Yes. Those are traditional mottos from the way Jewish religious books are used. My wild guess is that they are more likely a sort of inside joke here, but it is conceivable that they are intended in all seriousness. Anyway, a person may write in the beginning of a book not only their own name, to mark their ownership of the book, but also that motto averring in humility that despite human claims to possessions there is one true owner of all the world. The second motto is used by the author of the book to express not only the end of the book's text, but also the author's hope that the goal of the book is worthy and is fulfilled.


A long time ago I actually tried to compile this and it took forever. I think I will try it on my new computer.


It is really sad to see commentary around such a marvel that is Stalin to be exclusively around the political correctness of its name.

Stalin is an amazing piece of software. Its quite unbelievable how much it can optimize code written in a dynamically typed language like Scheme to give C code run for its money on speed for things like numerical integration etc. All those who keep chanting the trope that you need to get low level for speed, that high level languages cannot be fast, would do well to study it. I am glad to see it on Github.

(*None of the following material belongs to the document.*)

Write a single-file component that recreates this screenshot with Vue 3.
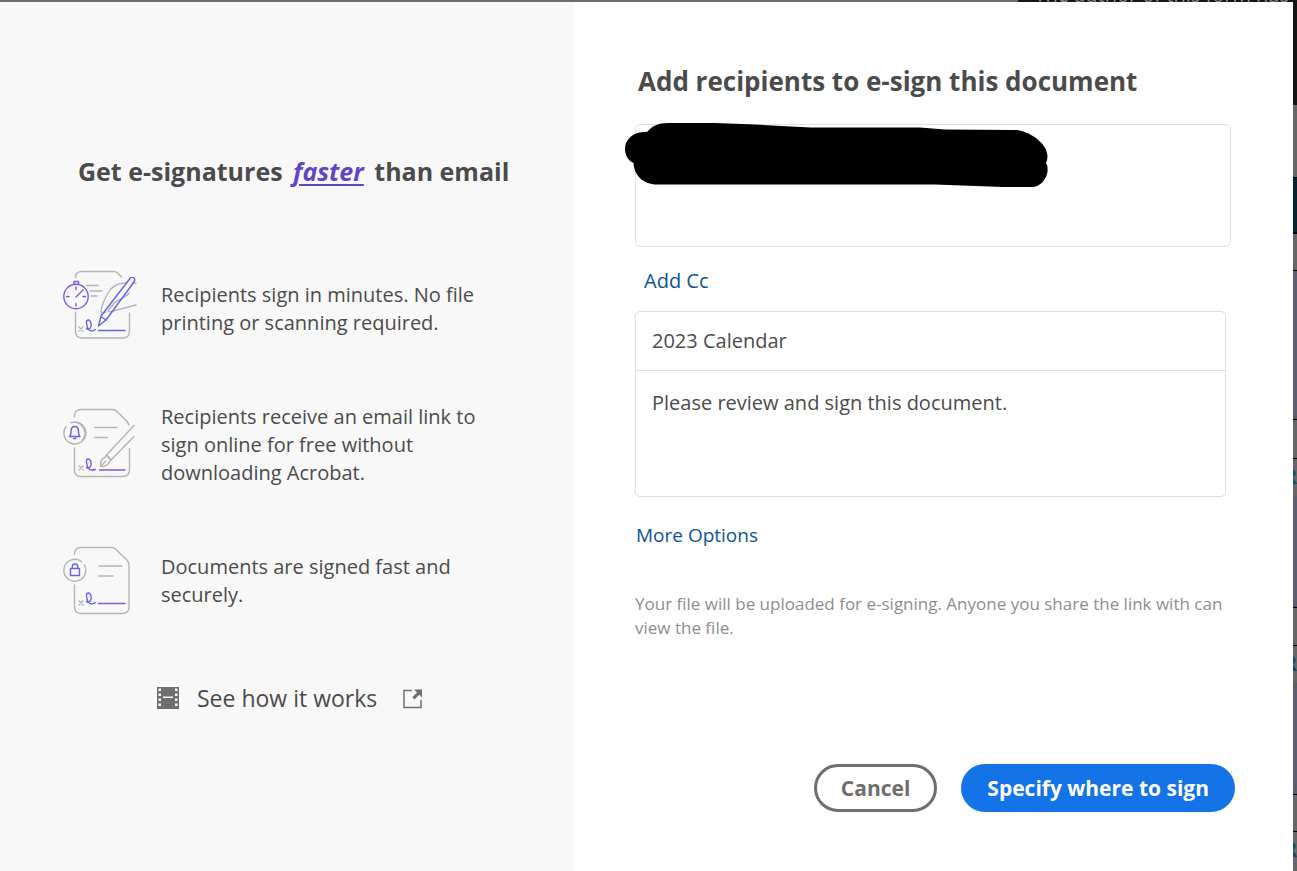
<template>
  <div class="page">
    <div class="page-top">
      <span class="page-note">The author of this form has</span>
    </div>

    <div class="page-body">
      <main class="dialog">
        <!-- Left side: benefits -->
        <section class="intro">
          <h2 class="intro-title">Get e-signatures <em>faster</em> than email</h2>

          <ul class="benefits">
            <li v-for="item in benefits" :key="item.icon" class="benefit">
              <svg
                v-if="item.icon === 'timer'"
                class="benefit-icon"
                viewBox="0 4 100 90"
                aria-hidden="true"
              >
                <g class="grey">
                  <path d="M25.500 17.500C25.500 13.500 28 11.500 32 11.500H64Q66 11.500 67.500 13L71.500 17" />
                  <path d="M25.500 52V71Q25.500 78 32.500 78H72.500Q79.500 78 79.500 71V53" />
                  <path d="M36.500 25.500H48M40 31H52M41 36H47" />
                  <path d="M77 23C69 22.500 62 26 58 33C55 38 52 45 51 51C51 54 53 54 56 52" />
                  <path d="M79 33C75 38 68 40 64 43L58 51C61 53 64 51 67 50L86 45M82 23H86" />
                  <path d="M29 67L33 71M33 67L29 71" />
                </g>
                <g class="violet">
                  <circle cx="26" cy="36.500" r="12.200" />
                  <path d="M24 24V21.500H28.500V24M26 27V29.500M26 43.500V46M16.500 36.500H19M33 36.500H35.500M26 37L33 30" />
                  <path d="M80 18.500Q82 16.500 84 18Q85.500 19.500 84 22L56 60L48.500 66L51 56Z" />
                  <path d="M51.500 57L56 60" />
                  <path d="M36.500 68.500C39 71 42 67 41 63C40 59 36 59 36.500 63C37 68 39 71 41.500 71Q43 71 45.500 69.500" />
                  <path d="M48.500 70.500H75" />
                </g>
              </svg>
              <svg
                v-else-if="item.icon === 'bell'"
                class="benefit-icon"
                viewBox="0 0 100 90"
                aria-hidden="true"
              >
                <g class="grey">
                  <path d="M24.500 17V16Q24.500 9.500 31 9.500H62Q65 9.500 67 11.500L76.500 21Q78 22.500 79 25" />
                  <path d="M24.500 48V70Q24.500 76.500 31 76.500H72.500Q79.500 76.500 79.500 69.500V48.500" />
                  <path d="M16 26.500A11 11 0 1 0 21 22.700M25.500 22.200A11 11 0 0 1 32 40.500" />
                  <path d="M44.500 27.500H67M44.500 37.500H57.500" />
                  <path d="M84 25.500L56.500 55L61 60L84 36.500" />
                  <path d="M56.500 55L61 60L59 62.500C57 66.500 53 67 50.500 66C51 62 50.500 59 55 57.500Z" />
                  <path d="M51 66L56 61" />
                  <path d="M29 66L33 70M33 66L29 70" />
                </g>
                <g class="violet">
                  <path d="M19.500 36.500C21 35.500 21 34 21 31.500C21 28.500 22.500 26.500 24.800 26.500S28.500 28.500 28.500 31.500C28.500 34 28.500 35.500 30 36.500ZM23.500 38.500H26" />
                  <path d="M36.500 67.500C39 70 42 66 41 62C40 58 36 58 36.500 62C37 67 39 70 41.500 70Q43 70 45.500 69.500" />
                  <path d="M49.500 70H75" />
                </g>
              </svg>
              <svg
                v-else
                class="benefit-icon"
                viewBox="0 -2 100 90"
                aria-hidden="true"
              >
                <g class="grey">
                  <path d="M24.500 16.500V16Q24.500 9.500 31 9.500H61Q64 9.500 66 11.500L76.500 21.500Q79 24 79 27V69Q79 75.500 72 75.500H31.500Q24.500 75.500 24.500 68.500V47" />
                  <path d="M31.500 23.500A11 11 0 1 0 34.500 27" />
                  <path d="M49 28H72M49 38H63" />
                  <path d="M29 63L33 67M33 63L29 67" />
                </g>
                <g class="violet">
                  <path d="M20.500 30.500H29.500V37.500H20.500ZM22.300 30.500V28.500Q22.300 26 25 26T27.700 28.500V30.500" />
                  <path d="M36.500 63.500C39 66 42 62 41 58C40 54 36 54 36.500 58C37 63 39 66 41.500 66Q43 66 45.500 64.500" />
                  <path d="M48.500 65.500H75" />
                </g>
              </svg>
              <p>{{ item.text }}</p>
            </li>
          </ul>

          <a href="#" class="how-link">
            <svg class="film-icon" viewBox="0 0 22 22" aria-hidden="true">
              <path class="film" d="M0 0H22V22H0Z" />
              <path
                class="holes"
                d="M1.500 1.500h2.500v2.500h-2.500zM1.500 6.500h2.500v2.500h-2.500zM1.500 11.500h2.500v2.500h-2.500zM1.500 16.500h2.500v2.500h-2.500zM18 1.500h2.500v2.500h-2.500zM18 6.500h2.500v2.500h-2.500zM18 11.500h2.500v2.500h-2.500zM18 16.500h2.500v2.500h-2.500zM6 9.500h10v1.500h-10z"
              />
            </svg>
            <span>See how it works</span>
            <svg class="open-icon" viewBox="0 0 20 20" aria-hidden="true">
              <path class="frame" d="M9 1.500H1V18.500H18V11" />
              <path class="arrow" d="M11 .5H19V8.500L16.200 5.800L11.500 10.500L9.300 8.300L14 3.500Z" />
            </svg>
          </a>
        </section>

        <!-- Right side: recipients form -->
        <form class="sign-form" @submit.prevent>
          <label for="recipients" class="form-title">Add recipients to e-sign this document</label>

          <div class="recipients-box">
            <textarea id="recipients" v-model="recipients" class="recipients"></textarea>
            <svg class="redaction" viewBox="0 0 424 66" aria-hidden="true">
              <path
                d="M22 10C27 4 34 1 42 1H90L130 2.500L186 5.500H295L320 7.500L390 8C402 8 422 20 422.500 34Q422.500 38 421 41C423 44 422.500 46 422.500 50C421 58 415 65 407 65H378L310 62.500H32C18 62.500 9 53 8.500 41C4 39 0 34 0 27C0 17 8 9.500 22 10Z"
              />
            </svg>
          </div>

          <button type="button" class="link-btn cc-btn">Add Cc</button>

          <div class="message-box">
            <input v-model="subject" type="text" class="subject" aria-label="Subject" />
            <textarea v-model="message" class="message" aria-label="Message"></textarea>
          </div>

          <button type="button" class="link-btn more-btn">More Options</button>

          <p class="hint">
            Your file will be uploaded for e-signing. Anyone you share the link with can view the file.
          </p>

          <div class="actions">
            <button type="button" class="btn cancel">Cancel</button>
            <button type="submit" class="btn primary">Specify where to sign</button>
          </div>
        </form>
      </main>

      <!-- Sliver of the document behind the dialog -->
      <div class="page-edge" aria-hidden="true">
        <div
          v-for="(part, index) in edgeParts"
          :key="index"
          :class="['edge-part', part.kind]"
          :style="{ flexGrow: part.size }"
        >
          <span v-if="part.kind === 'letter'">R</span>
        </div>
      </div>
    </div>
  </div>
</template>

<script setup>
import { ref } from "vue";

const recipients = ref("");
const subject = ref("2023 Calendar");
const message = ref("Please review and sign this document.");

const benefits = [
  {
    icon: "timer",
    text: "Recipients sign in minutes. No file printing or scanning required.",
  },
  {
    icon: "bell",
    text: "Recipients receive an email link to sign online for free without downloading Acrobat.",
  },
  {
    icon: "lock",
    text: "Documents are signed fast and securely.",
  },
];

// size is the share of the page height that each part takes
const edgeParts = [
  { kind: "toolbar", size: 104 },
  { kind: "paper", size: 73 },
  { kind: "banner", size: 55 },
  { kind: "paper lined", size: 36 },
  { kind: "field lined", size: 150 },
  { kind: "paper lined", size: 38 },
  { kind: "letter", size: 38 },
  { kind: "field", size: 112 },
  { kind: "paper lined", size: 37 },
  { kind: "letter", size: 38 },
  { kind: "field", size: 112 },
  { kind: "paper lined", size: 37 },
  { kind: "letter", size: 39 },
];
</script>

<style>
body {
  margin: 0;
  background: #fff;
}
</style>

<style scoped>
* {
  box-sizing: border-box;
}

.page {
  display: flex;
  flex-direction: column;
  min-height: 100vh;
  font-family: "Segoe UI", "Open Sans", "Noto Sans", sans-serif;
  color: #4b4b4b;
}

.page-top {
  display: flex;
  justify-content: flex-end;
  align-items: flex-end;
  height: 2px;
  overflow: hidden;
  background: #6b6b6b;
}

.page-note {
  padding: 0 8px 0 16px;
  background: #161414;
  color: #8a8a8a;
  font-size: 20px;
  line-height: 14px;
  white-space: nowrap;
}

.page-body {
  display: flex;
  flex: 1;
}

.dialog {
  display: grid;
  flex: 1;
  grid-template-columns: minmax(0, 574fr) minmax(0, 719fr);
  background: #fff;
}

/* Left side */
.intro {
  padding: 151px 50px 0;
  background: #f8f8f8;
}

.intro-title {
  margin: 0 0 75px 28px;
  font-size: 25px;
  line-height: 36px;
  font-weight: 700;
  white-space: nowrap;
}

.intro-title em {
  margin: 0 4px;
  color: #5c46cc;
  text-decoration: underline;
  text-decoration-thickness: 2px;
  text-underline-offset: 3px;
}

.benefits {
  display: flex;
  flex-direction: column;
  gap: 46px;
  margin: 0;
  padding: 0;
  list-style: none;
}

.benefit {
  display: flex;
  align-items: center;
  gap: 11px;
  min-height: 90px;
}

.benefit p {
  max-width: 330px;
  margin: 0;
  font-size: 20px;
  line-height: 28px;
}

.benefit-icon {
  flex: none;
  width: 100px;
  height: 90px;
  fill: none;
  stroke-width: 1.4;
  stroke-linecap: round;
  stroke-linejoin: round;
}

.grey {
  stroke: #b4b4b4;
}

.violet {
  stroke: #6a62e0;
}

.how-link {
  display: flex;
  align-items: center;
  margin: 54px 0 0 107px;
  color: #4b4b4b;
  font-size: 23px;
  line-height: 36px;
  text-decoration: none;
  white-space: nowrap;
}

.film-icon {
  width: 22px;
  height: 22px;
  margin-right: 18px;
}

.film {
  fill: #6e6e6e;
}

.holes {
  fill: #f8f8f8;
}

.open-icon {
  width: 20px;
  height: 20px;
  margin: 2px 0 0 26px;
}

.frame {
  fill: none;
  stroke: #707070;
  stroke-width: 1.5;
}

.arrow {
  fill: #707070;
}

/* Right side */
.sign-form {
  display: flex;
  flex-direction: column;
  align-items: flex-start;
  padding: 61px 62px 59px 61px;
}

.form-title {
  margin: 0 0 25px 3px;
  font-size: 26px;
  line-height: 36px;
  font-weight: 700;
  white-space: nowrap;
}

.recipients-box {
  position: relative;
  width: 100%;
  height: 123px;
}

textarea,
input {
  display: block;
  width: 100%;
  border: none;
  outline: none;
  background: none;
  color: inherit;
  font: inherit;
  resize: none;
}

.recipients {
  height: 100%;
  padding: 16px;
  border: 1px solid #e0e0e0;
  border-radius: 5px;
}

.redaction {
  position: absolute;
  top: -2px;
  left: -10px;
  width: 424px;
  height: 66px;
}

.link-btn {
  padding: 0;
  border: none;
  background: none;
  color: #0d5492;
  font: inherit;
  font-size: 20px;
  line-height: 28px;
  cursor: pointer;
}

.cc-btn {
  margin: 20px 0 16px 9px;
}

.message-box {
  align-self: stretch;
  margin-right: 5px;
  border: 1px solid #e0e0e0;
  border-radius: 5px;
  font-size: 20px;
  line-height: 28px;
}

.subject {
  height: 59px;
  padding: 0 16px 2px;
  border-bottom: 1px solid #e0e0e0;
}

.message {
  height: 125px;
  padding: 18px 16px;
}

.more-btn {
  margin: 24px 0 0 1px;
  font-size: 19px;
}

.hint {
  margin: 43px 0 0;
  color: #8e8e8e;
  font-size: 17px;
  line-height: 24px;
}

.actions {
  display: flex;
  align-self: flex-end;
  gap: 24px;
  margin: auto -4px 0 0;
}

.btn {
  height: 48px;
  padding: 0 24px;
  border: none;
  border-radius: 24px;
  font: inherit;
  font-size: 21px;
  font-weight: 700;
  white-space: nowrap;
  cursor: pointer;
}

.cancel {
  border: 3px solid #6e6e6e;
  background: #fff;
  color: #6e6e6e;
}

.primary {
  padding: 0 26px;
  background: #1473e6;
  color: #fff;
}

/* Document edge */
.page-edge {
  display: flex;
  flex-direction: column;
  width: 4px;
  overflow: hidden;
}

.edge-part {
  flex-basis: 0;
  min-height: 0;
  overflow: hidden;
}

.toolbar {
  background: #141313;
}

.paper {
  background: #666;
}

.lined,
.letter {
  border-top: 1px solid #000;
}

.banner {
  border: solid #000;
  border-width: 1px 0;
  background: #06222e;
}

.field {
  background: #5a5d6c;
}

.letter {
  display: flex;
  justify-content: flex-end;
  background: #666;
  color: #0f4a6c;
  font-size: 22px;
  font-weight: 700;
  line-height: 32px;
}
</style>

Compile times are near epic, but run times are worth marveling, if not for anything else but to see that such a thing is possible

@bio4m Can we drop that sanctimonious tone please. @vomituddle does have a point, it tickles me a great deal to think USA, a country responsible for the political extermination of one ethnicity and the enslavement of another has this chip on its shoulder as if they are the shining epitome of freedom/democracy that everyone should bow to. Christsake ! get real. Had Hitler won, it is not inconceivable that the Godwin's law would have been quite different, it might as well have picked some US slave runner founder.

Finally, had Stalin been not named Stalin how else would one have StalinGrad, a derived tool for gradient based optimization. Its worth it many times over just for that pun.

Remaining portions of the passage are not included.